Hier, un des orateurs du rassemblement syndical a déclaré : « Nous nous sommes trouvés. » Ce sentiment saisit bien la beauté de ce qui se crée ici. Un espace largement ouvert – et une idée si grande qu’elle ne peut être contenue dans aucun endroit – pour tous ceux qui veulent un monde meilleur. Nous en sommes tellement reconnaissants.
S’il y a une chose que je sais, c’est que les 1 % [les plus riches] aiment les crises. Quand les gens sont paniqués et désespérés, que personne ne semble savoir ce qu’il faut faire, c’est le moment idéal pour eux pour faire passer leur liste de vœux, avec leurs politiques pro-entreprises : privatiser l’éducation et la Sécurité sociale, mettre en pièces les services publics, se débarrasser des dernières mesures contraignantes pour les entreprises. Au cœur de la crise, c’est ce qui se passe partout dans le monde.
Et une seule chose peut bloquer cette stratégie. Une grande chose heureusement : les 99 %. Ces 99 % qui descendent dans les rues, de Madison à Madrid, en disant : « Non, nous ne paierons pas pour votre crise. »
Ce slogan est né en Italie en 2008. Il a ricoché en Grèce, en France, en Irlande, pour finalement faire son chemin jusqu’à l’endroit même où la crise a commencé.
« Pourquoi protestent-ils ? » demandent à la télévision les experts déroutés. Pendant ce temps, le reste du monde demande : « Pourquoi avez-vous mis autant de temps ? », « On se demandait quand vous alliez vous manifester ». Et la plupart disent : « Bienvenue ! »
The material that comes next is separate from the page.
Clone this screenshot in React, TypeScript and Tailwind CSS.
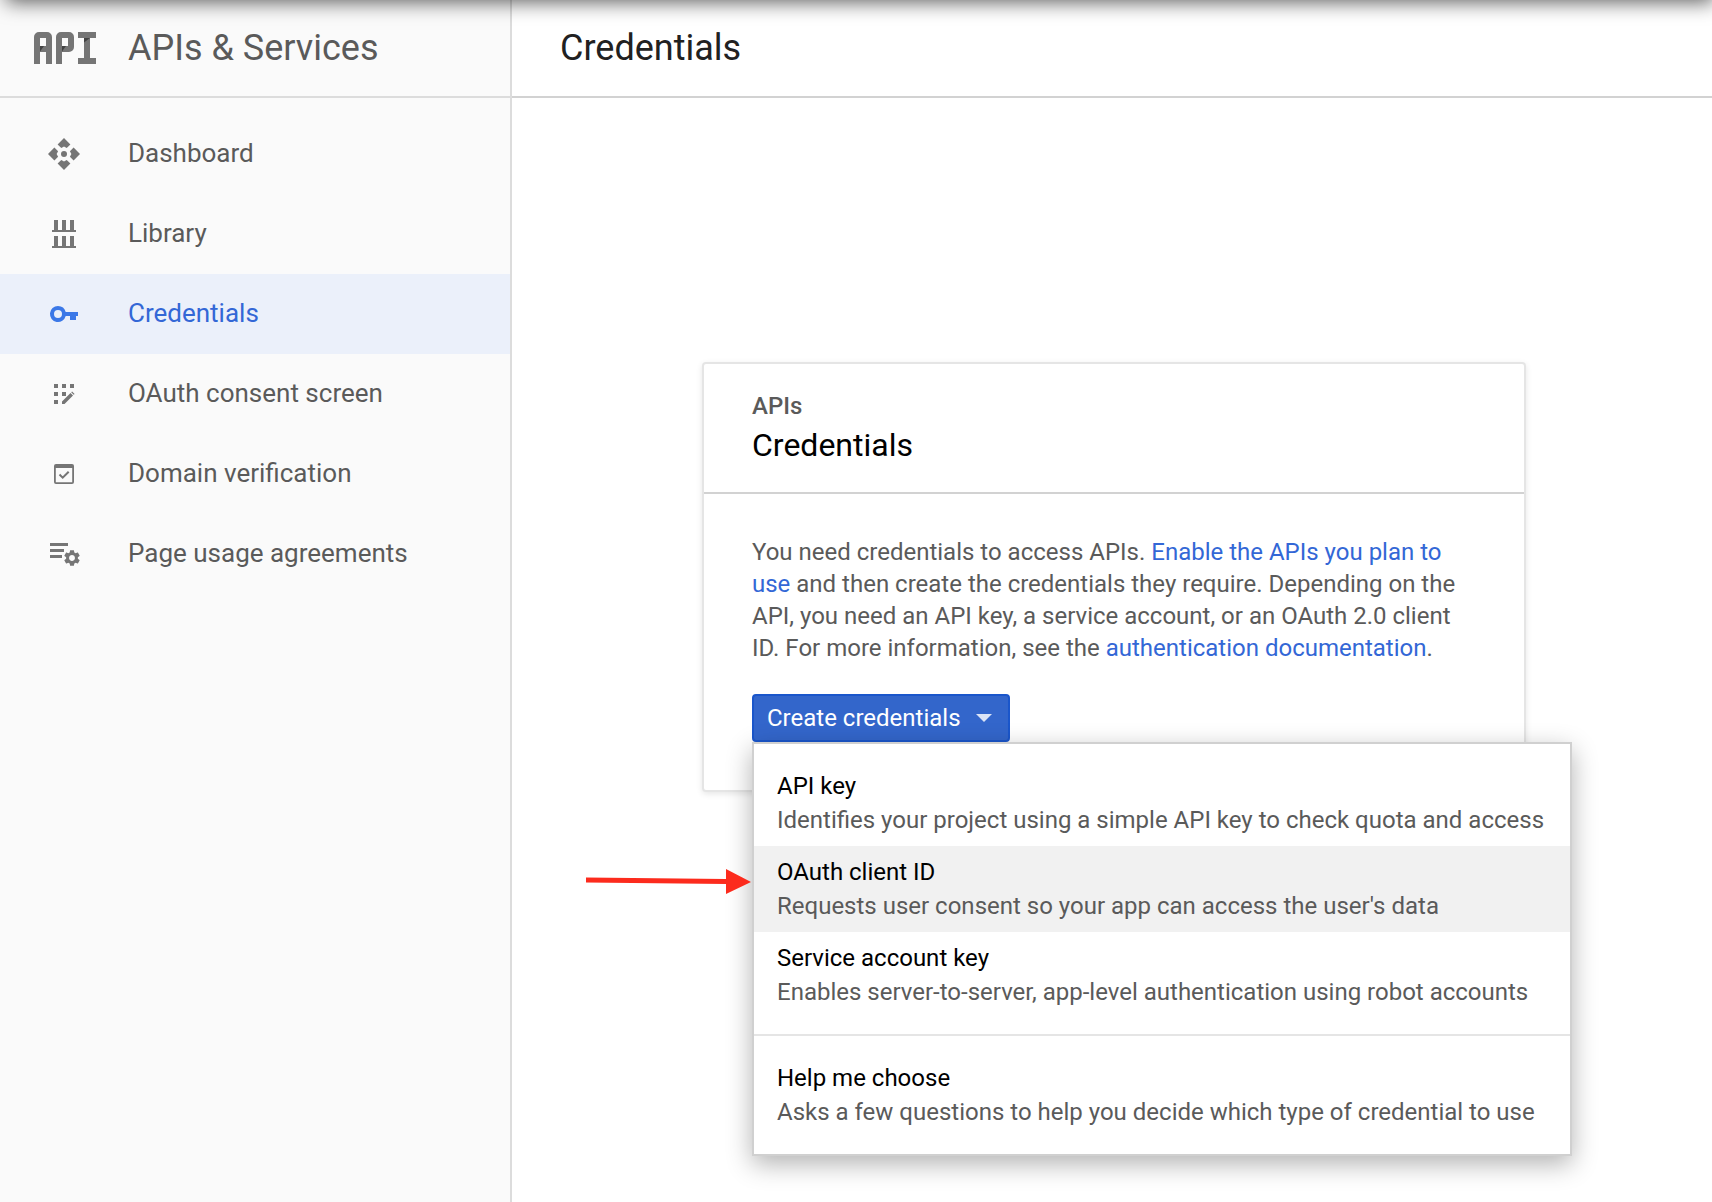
import type { ReactNode } from "react";

function ApiLogo() {
  return (
    <svg viewBox="0 0 62 32" className="h-8 w-[62px] shrink-0" aria-hidden="true">
      <g fill="#757575">
        <path fillRule="evenodd" d="M0 32V5a5 5 0 0 1 5-5h8a5 5 0 0 1 5 5v27h-6V20H6v12zM6 6v8h6V6z" />
        <path
          fillRule="evenodd"
          d="M22 32V5a5 5 0 0 1 5-5h8a5 5 0 0 1 5 5v10a5 5 0 0 1-5 5h-7v12zM28 6v8h6V6z"
        />
        <path d="M44 0h18v6h-6v20h6v6H44v-6h6V6h-6z" />
      </g>
      <path fill="#424242" d="M6 14h4L6 19.500zM28 14h4l-4 5.500zM50 6h6l-6 4.500z" />
    </svg>
  );
}

function Icon({ children }: { children: ReactNode }) {
  return (
    <svg viewBox="0 0 32 32" className="size-8 shrink-0" fill="currentColor" aria-hidden="true">
      {children}
    </svg>
  );
}

const dashboardIcon = (
  <Icon>
    <circle cx="16" cy="16" r="3" />
    <path d="M16 0l6.400 6.400-3.700 3.700L16 8.600l-2.700 1.500-3.700-3.700z" />
    <path d="M16 32l6.400-6.400-3.700-3.700-2.700 1.500-2.700-1.500-3.700 3.700z" />
    <path d="M0 16l6.400-6.400 3.700 3.700L8.600 16l1.500 2.700-3.700 3.700z" />
    <path d="M32 16l-6.400-6.400-3.700 3.700 1.500 2.700-1.500 2.700 3.700 3.700z" />
  </Icon>
);

const libraryIcon = (
  <Icon>
    <path d="M6 2h4v10h4V2h4v10h4V2h4v10h2v2H4v-2h2z" />
    <path d="M6 18h4v10h4V18h4v10h4V18h4v10h2v2H4v-2h2z" />
  </Icon>
);

const keyIcon = (
  <Icon>
    <path
      fillRule="evenodd"
      d="M10 8a8 8 0 0 1 7.700 6H30v4h-2v4h-6v-4h-4.300A8 8 0 1 1 10 8zm0 4a4 4 0 1 0 0 8 4 4 0 0 0 0-8z"
    />
  </Icon>
);

const consentIcon = (
  <Icon>
    <path d="M6 6h4v4H6zM14 6h4v4h-4zM22 6h4v4h-4zM6 14h4v4H6zM14 14h4v4h-4zM6 22h4v4H6z" />
    <path d="M14 26v-2.500l8.500-8.500 2.500 2.500-8.500 8.500zM23.200 14.300l.9-.9 2.500 2.500-.9.9z" />
  </Icon>
);

const domainIcon = (
  <Icon>
    <path
      fillRule="evenodd"
      d="M8 6h16a2 2 0 0 1 2 2v16a2 2 0 0 1-2 2H8a2 2 0 0 1-2-2V8a2 2 0 0 1 2-2zm-.2 4v14.200h16.400V10z"
    />
    <path d="M11.500 16.500l3.200 3.200 6-6" fill="none" stroke="currentColor" strokeWidth="2" />
  </Icon>
);

const agreementsIcon = (
  <Icon>
    <path d="M2 5h18v3H2zM2 11h14v3H2zM2 17h12v3H2z" />
    <path
      transform="translate(14.160 10.160) scale(.82)"
      d="M19.140 12.940c.04-.3.06-.61.06-.94 0-.32-.02-.64-.07-.94l2.030-1.580c.18-.14.23-.41.12-.61l-1.920-3.320c-.12-.22-.37-.29-.59-.22l-2.390.96c-.5-.38-1.030-.7-1.620-.94l-.36-2.540c-.04-.24-.24-.41-.48-.41h-3.840c-.24 0-.43.17-.47.41l-.36 2.540c-.59.24-1.130.57-1.620.94l-2.390-.96c-.22-.08-.47 0-.59.22L2.740 8.870c-.12.21-.08.47.12.61l2.030 1.580c-.05.3-.09.63-.09.94s.02.64.07.94l-2.030 1.580c-.18.14-.23.41-.12.61l1.920 3.320c.12.22.37.29.59.22l2.390-.96c.5.38 1.030.7 1.620.94l.36 2.540c.05.24.24.41.48.41h3.840c.24 0 .44-.17.47-.41l.36-2.540c.59-.24 1.130-.56 1.620-.94l2.390.96c.22.08.47 0 .59-.22l1.920-3.320c.12-.22.07-.47-.12-.61l-2.010-1.580zM12 15.600c-1.980 0-3.600-1.620-3.600-3.600s1.620-3.600 3.600-3.600 3.600 1.620 3.600 3.600-1.620 3.600-3.600 3.600z"
    />
  </Icon>
);

const navItems = [
  { label: "Dashboard", icon: dashboardIcon },
  { label: "Library", icon: libraryIcon },
  { label: "Credentials", icon: keyIcon, active: true },
  { label: "OAuth consent screen", icon: consentIcon },
  { label: "Domain verification", icon: domainIcon },
  { label: "Page usage agreements", icon: agreementsIcon },
];

const credentialTypes = [
  { title: "API key", text: "Identifies your project using a simple API key to check quota and access" },
  {
    title: "OAuth client ID",
    text: "Requests user consent so your app can access the user's data",
    hovered: true,
  },
  {
    title: "Service account key",
    text: "Enables server-to-server, app-level authentication using robot accounts",
  },
];

const helpItem = {
  title: "Help me choose",
  text: "Asks a few questions to help you decide which type of credential to use",
};

function MenuItem({ title, text, hovered }: { title: string; text: string; hovered?: boolean }) {
  return (
    <button
      type="button"
      role="menuitem"
      className={`relative block w-full px-[23px] py-[9px] text-left whitespace-nowrap ${hovered ? "bg-[#f1f1f1]" : "bg-white"}`}
    >
      <span className="block text-black">{title}</span>
      <span className="block text-[#5a5a5a]">{text}</span>
      {hovered && (
        <svg
          viewBox="0 0 166 26"
          className="absolute top-[23px] right-full mr-0.5 h-[26px] w-[166px]"
          fill="#fc2b1d"
          aria-hidden="true"
        >
          <path d="M0 8.500l140 1.500V0l25 13-25 12V15L0 13.500z" />
        </svg>
      )}
    </button>
  );
}

function Sidebar() {
  return (
    <aside className="w-[512px] shrink-0 border-r-2 border-[#dcdcdc] bg-[#fafafa]">
      <div className="flex h-[98px] items-center gap-8 border-b-2 border-[#dcdcdc] pl-[34px] text-[#5a5a5a]">
        <ApiLogo />
        <span className="text-4xl">APIs &amp; Services</span>
      </div>
      <nav className="pt-4">
        {navItems.map((item) => (
          <a
            key={item.label}
            href="#"
            aria-current={item.active ? "page" : undefined}
            className={`flex h-20 items-center gap-12 pl-12 text-[26px] ${item.active ? "bg-[#ebf0fa] text-[#3367d6]" : "text-[#5a5a5a]"}`}
          >
            <span className={item.active ? "text-[#3b78e7]" : "text-[#757575]"}>{item.icon}</span>
            <span className="pb-0.5">{item.label}</span>
          </a>
        ))}
      </nav>
    </aside>
  );
}

export default function App() {
  return (
    <div className="relative flex min-h-screen overflow-hidden bg-white font-['Roboto',sans-serif]">
      <div className="pointer-events-none absolute -top-10 right-0 left-2 z-10 h-10 shadow-[0_0_20px_2px_rgba(0,0,0,0.65)]" />
      <Sidebar />
      <main className="min-w-0 grow">
        <header className="flex h-[98px] items-center border-b-2 border-[#d2d2d2] pl-12">
          <h1 className="text-4xl text-[#212121]">Credentials</h1>
        </header>
        <div className="flex justify-center pt-[264px] pl-1">
          <section className="w-[824px] rounded-sm border-2 border-[#e5e5e5] bg-white text-2xl shadow-[0_2px_6px_rgba(0,0,0,0.1)]">
            <div className="border-b-2 border-[#d2d2d2] px-12 pt-[26px] pb-6">
              <p className="leading-8 font-medium text-[#5a5a5a]">APIs</p>
              <h2 className="text-[32px] leading-[46px] text-black">Credentials</h2>
            </div>
            <div className="px-12 pt-[42px] pb-12">
              <p className="leading-8 text-[#5a5a5a]">
                You need credentials to access APIs.{" "}
                <a href="#" className="text-[#3367d6]">
                  Enable the APIs you plan to use
                </a>{" "}
                and then create the credentials they require. Depending on the API, you need an API
                key, a service account, or an OAuth 2.0 client ID. For more information, see the{" "}
                <a href="#" className="text-[#3367d6]">
                  authentication documentation
                </a>
                .
              </p>
              <div className="relative mt-[30px] w-fit">
                <button
                  type="button"
                  aria-haspopup="menu"
                  aria-expanded="true"
                  className="flex h-12 items-center gap-[15px] rounded-sm border-2 border-[#1a56cb] bg-[#3366cb] pr-4 pl-[13px] text-white"
                >
                  Create credentials
                  <svg viewBox="0 0 16 8" className="h-2 w-4" fill="#dbe4f6" aria-hidden="true">
                    <path d="M0 0h16L8 8z" />
                  </svg>
                </button>
                <div
                  role="menu"
                  className="absolute top-full left-0 w-[820px] border-2 border-[#d0d0d0] bg-white leading-[34px] shadow-[0_8px_24px_rgba(0,0,0,0.3)]"
                >
                  <div className="py-4">
                    {credentialTypes.map((item) => (
                      <MenuItem key={item.title} {...item} />
                    ))}
                  </div>
                  <div className="border-t-2 border-[#e5e5e5] py-4">
                    <MenuItem {...helpItem} />
                  </div>
                </div>
              </div>
            </div>
          </section>
        </div>
      </main>
    </div>
  );
}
Beaucoup de gens ont établi un parallèle entre Occupy Wall Street et les manifestations « antimondialisation » qui avaient attiré l’attention à Seattle en 1999. C’était la dernière fois qu’un mouvement mondial, dirigé par des jeunes, décentralisé, menait une action visant directement le pouvoir des entreprises. Et je suis fière d’avoir participé à ce que nous appelions alors « le mouvement des mouvements ».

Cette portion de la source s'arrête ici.